[START OF DATA LISTING]

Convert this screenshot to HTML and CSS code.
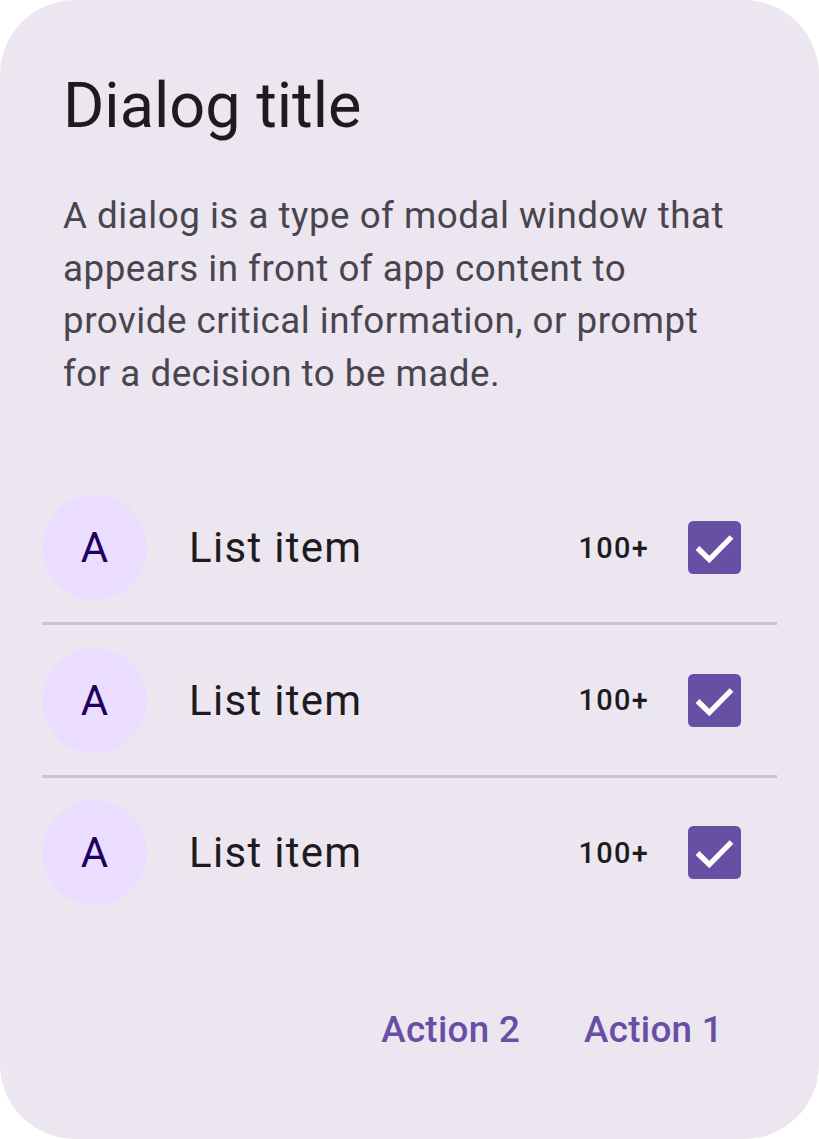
FILE: index.html
```html
<!DOCTYPE html>
<html lang="en">
<head>
<meta charset="utf-8">
<title>Dialog</title>
<link rel="stylesheet" href="styles.css">
</head>
<body>
<div class="dialog">
  <h1 class="title">Dialog title</h1>
  <p class="supporting">A dialog is a type of modal window that appears in front of app content to provide critical information, or prompt for a decision to be made.</p>
  <ul class="list">
    <li class="row">
      <span class="avatar">A</span>
      <span class="label">List item</span>
      <span class="meta">100+</span>
      <span class="check"><svg viewBox="0 0 53 53" width="53" height="53"><polyline points="9.5,27 21.3,38.5 43.5,16" fill="none" stroke="#fff" stroke-width="5.3"/></svg></span>
    </li>
    <li class="divider"></li>
    <li class="row">
      <span class="avatar">A</span>
      <span class="label">List item</span>
      <span class="meta">100+</span>
      <span class="check"><svg viewBox="0 0 53 53" width="53" height="53"><polyline points="9.5,27 21.3,38.5 43.5,16" fill="none" stroke="#fff" stroke-width="5.3"/></svg></span>
    </li>
    <li class="divider"></li>
    <li class="row">
      <span class="avatar">A</span>
      <span class="label">List item</span>
      <span class="meta">100+</span>
      <span class="check"><svg viewBox="0 0 53 53" width="53" height="53"><polyline points="9.5,27 21.3,38.5 43.5,16" fill="none" stroke="#fff" stroke-width="5.3"/></svg></span>
    </li>
  </ul>
  <div class="actions">
    <button class="btn">Action 2</button>
    <button class="btn">Action 1</button>
  </div>
</div>
</body>
</html>
```
FILE: styles.css
```css
html, body {
  margin: 0;
  padding: 0;
  background: #ffffff;
}
.dialog {
  width: 819px;
  height: 1139px;
  box-sizing: border-box;
  background: #ECE6F0;
  border-radius: 75px;
  padding-top: 64px;
  display: flex;
  flex-direction: column;
  font-family: Roboto, "Noto Sans", sans-serif;
  overflow: hidden;
}
.title {
  margin: 0 63px;
  font-size: 63px;
  line-height: 84px;
  font-weight: 400;
  color: #1D1B20;
}
.supporting {
  margin: 42px 80px 0 63px;
  font-size: 36.75px;
  line-height: 52.5px;
  letter-spacing: 0.5px;
  color: #49454F;
}
.list {
  list-style: none;
  margin: 72.75px 0 0;
  padding: 0 42px;
}
.row {
  height: 149.5px;
  display: flex;
  align-items: center;
}
.avatar {
  width: 105px;
  height: 105px;
  border-radius: 50%;
  background: #EADDFF;
  color: #21005D;
  font-size: 42px;
  display: flex;
  align-items: center;
  justify-content: center;
  flex: none;
}
.label {
  margin-left: 42px;
  flex: 1;
  font-size: 42px;
  letter-spacing: 1.31px;
  color: #1D1B20;
}
.meta {
  font-size: 28.9px;
  font-weight: 500;
  letter-spacing: 1.31px;
  color: #1D1B20;
}
.check {
  margin-left: 39px;
  margin-right: 36px;
  width: 53px;
  height: 53px;
  border-radius: 5.25px;
  background: #6750A4;
  display: flex;
}
.divider {
  height: 3px;
  background: #CAC4D0;
}
.actions {
  margin-top: 50.5px;
  padding-right: 64.5px;
  display: flex;
  justify-content: flex-end;
  gap: 1px;
}
.btn {
  height: 105px;
  padding: 0 31.5px;
  border: none;
  background: transparent;
  font-family: Roboto, "Noto Sans", sans-serif;
  font-size: 36.75px;
  font-weight: 500;
  letter-spacing: 0.3px;
  line-height: 52.5px;
  color: #6750A4;
}
```
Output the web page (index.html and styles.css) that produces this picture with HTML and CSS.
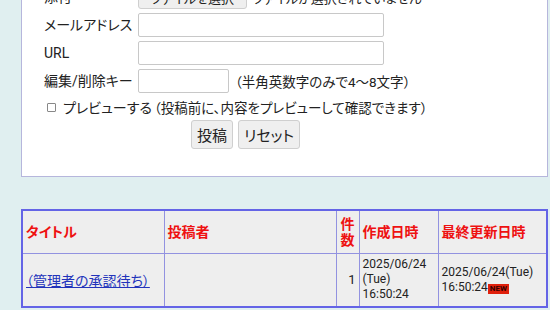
FILE: index.html
```html
<!DOCTYPE html>
<html lang="ja">
<head>
    <meta charset="UTF-8">
    <title>掲示板</title>
    <link rel="stylesheet" href="styles.css">
</head>
<body>
    <div class="page">
        <form class="post-box">
            <div class="post-form">
                <label class="label">添付</label>
                <div class="field">
                    <button type="button" class="btn btn-file">ファイルを選択</button>
                    <span class="file-name">ファイルが選択されていません</span>
                </div>

                <label class="label" for="email">メールアドレス</label>
                <div class="field"><input type="text" id="email" class="input input-wide"></div>

                <label class="label" for="url">URL</label>
                <div class="field"><input type="text" id="url" class="input input-wide"></div>

                <label class="label" for="key">編集/削除キー</label>
                <div class="field">
                    <input type="password" id="key" class="input input-key">
                    <span class="note">（半角英数字のみで4～8文字）</span>
                </div>

                <label class="preview">
                    <input type="checkbox" class="check">
                    <span>プレビューする</span>
                    <span class="preview-note">（投稿前に、内容をプレビューして確認できます）</span>
                </label>

                <div class="actions">
                    <button type="submit" class="btn">投稿</button>
                    <button type="reset" class="btn">リセット</button>
                </div>
            </div>
        </form>

        <table class="threads">
            <colgroup>
                <col class="c-title">
                <col class="c-author">
                <col class="c-count">
                <col class="c-created">
                <col class="c-updated">
            </colgroup>
            <tr class="head">
                <th>タイトル</th>
                <th>投稿者</th>
                <th class="count">件数</th>
                <th>作成日時</th>
                <th>最終更新日時</th>
            </tr>
            <tr class="row">
                <td><a href="#">（管理者の承認待ち）</a></td>
                <td></td>
                <td class="num">1</td>
                <td class="date">2025/06/24 (Tue) 16:50:24</td>
                <td class="date">2025/06/24(Tue)<br>16:50:24<span class="new">NEW</span></td>
            </tr>
        </table>
    </div>
</body>
</html>
```

FILE: styles.css
```css
body {
    margin: 0;
    background: #e0eff0;
    font-family: Roboto, "Noto Sans CJK JP", sans-serif;
    font-feature-settings: "palt";
    font-size: 14px;
    color: #222;
}
.page {
    padding: 0 2px 0 21px;
}
.post-box {
    margin: -26px 0 0;
    padding: 10px 0 27px 22px;
    background: #fff;
    border: 1px solid #b6b6dc;
}
.post-form {
    width: 403px;
    display: grid;
    grid-template-columns: 94px 1fr;
    row-gap: 4px;
}
.label {
    height: 24px;
    line-height: 24px;
    white-space: nowrap;
}
.field {
    display: flex;
    align-items: center;
    gap: 6px;
    height: 24px;
    white-space: nowrap;
}
.input {
    box-sizing: border-box;
    height: 24px;
    margin: 0;
    border: 1px solid #c8c8c8;
    border-radius: 2px;
    background: #fff;
}
.input-wide {
    width: 246px;
}
.input-key {
    width: 91px;
}
.note {
    font-size: 13.5px;
}
.btn {
    font-family: inherit;
    font-feature-settings: "palt";
    font-size: 15px;
    color: #222;
    background: #efefef;
    border: 1px solid #cfcfcf;
    border-radius: 3px;
    padding: 0 5px;
    height: 29px;
}
.btn-file {
    height: 24px;
    font-size: 13px;
    width: 109px;
}
.file-name {
    font-size: 13px;
}
.preview {
    grid-column: 1 / 3;
    display: flex;
    align-items: center;
    height: 20px;
    white-space: nowrap;
    font-size: 14px;
}
.preview-note {
    font-size: 13.5px;
    margin-left: 2px;
}
.check {
    appearance: none;
    width: 9px;
    height: 9px;
    margin: 0 7px 0 3px;
    border: 1px solid #888;
    border-radius: 1px;
    background: #fff;
}
.actions {
    grid-column: 1 / 3;
    display: flex;
    justify-content: center;
    gap: 5px;
    margin-top: -1px;
}
.threads {
    width: 100%;
    margin-top: 32px;
    border-collapse: collapse;
    border: 2px solid #6464e6;
    background: #eee;
}
.threads th,
.threads td {
    border: 1px solid #9292e0;
    padding: 2px 3px;
    vertical-align: middle;
}
.c-title { width: 142px; }
.c-author { width: 172px; }
.c-count { width: 23px; }
.c-created { width: 79px; }
.threads th {
    color: #ee1111;
    font-weight: bold;
    text-align: left;
    line-height: 16px;
}
.threads th.count {
    padding: 2px 1px;
    text-align: center;
}
.head {
    height: 43px;
}
.row {
    height: 54px;
}
.threads a {
    color: #2233bb;
}
.num {
    text-align: right;
    font-size: 13px;
}
.date {
    font-size: 12px;
    line-height: 15px;
}
.new {
    display: inline-block;
    background: #e0200c;
    color: #300;
    font-size: 8px;
    font-weight: bold;
    line-height: 10px;
    padding: 0 2px;
    vertical-align: 0;
}
```
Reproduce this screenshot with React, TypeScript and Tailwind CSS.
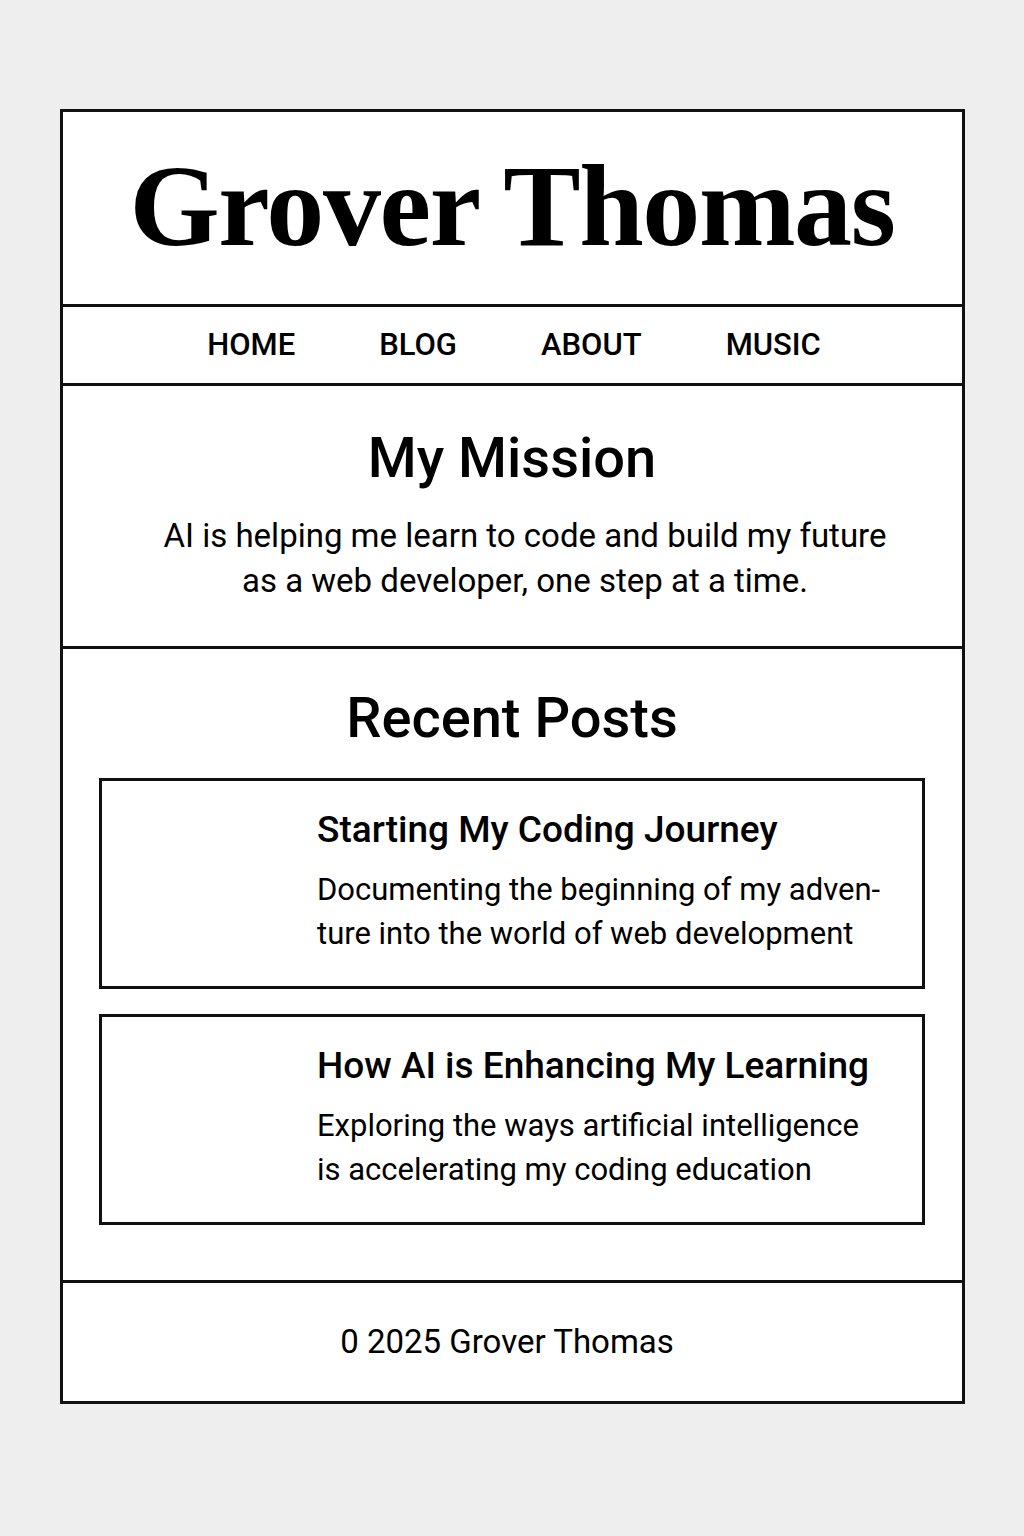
import React from "react";

const posts = [
  {
    title: "Starting My Coding Journey",
    body: ["Documenting the beginning of my adven-", "ture into the world of web development"],
  },
  {
    title: "How AI is Enhancing My Learning",
    body: ["Exploring the ways artificial intelligence", "is accelerating my coding education"],
  },
];

export default function App() {
  return (
    <div className="min-h-[1536px] bg-[#eeeeee] pt-[109px] font-['Roboto',sans-serif] text-black">
      <div className="mx-auto w-[905px] border-[3px] border-[#111] bg-white flex flex-col">
        <header className="h-[195px] flex items-center justify-center border-b-[3px] border-[#111]">
          <h1 className="font-['Liberation_Serif',serif] font-bold text-[116px] leading-none tracking-[-0.012em] pb-[4px]">
            Grover Thomas
          </h1>
        </header>
        <nav className="h-[79px] flex items-center justify-center gap-[84px] border-b-[3px] border-[#111] text-[31px] font-medium pl-[4px]">
          <span>HOME</span>
          <span>BLOG</span>
          <span>ABOUT</span>
          <span>MUSIC</span>
        </nav>
        <section className="h-[263px] flex flex-col items-center border-b-[3px] border-[#111] pt-[42px]">
          <h2 className="text-[56px] font-medium leading-[60px]">My Mission</h2>
          <p className="mt-[25px] pl-[26px] text-[33px] leading-[45px] text-center">
            AI is helping me learn to code and build my future
            <br />
            as a web developer, one step at a time.
          </p>
        </section>
        <section className="h-[634px] flex flex-col items-center border-b-[3px] border-[#111] pt-[39px]">
          <h2 className="text-[56px] font-medium leading-[60px]">Recent Posts</h2>
          <div className="mt-[30px] w-[826px] flex flex-col gap-[25px]">
            {posts.map((p) => (
              <div key={p.title} className="h-[211px] border-[3px] border-[#111] pl-[215px] pt-[27px]">
                <h3 className="text-[37px] font-medium leading-[44px]">{p.title}</h3>
                <p className="mt-[16px] text-[31px] leading-[44px]">
                  {p.body[0]}
                  <br />
                  {p.body[1]}
                </p>
              </div>
            ))}
          </div>
        </section>
        <footer className="h-[118px] flex items-center justify-center text-[33px] pr-[10px]">
          0 2025 Grover Thomas
        </footer>
      </div>
    </div>
  );
}
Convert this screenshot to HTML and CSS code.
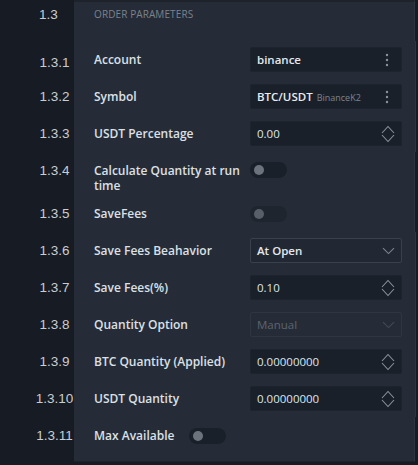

[END OF DATA LISTING]

### [GOAL]
Report how many lines in the data contain the word "this", with no words besides the number.

### [OUTPUT]
4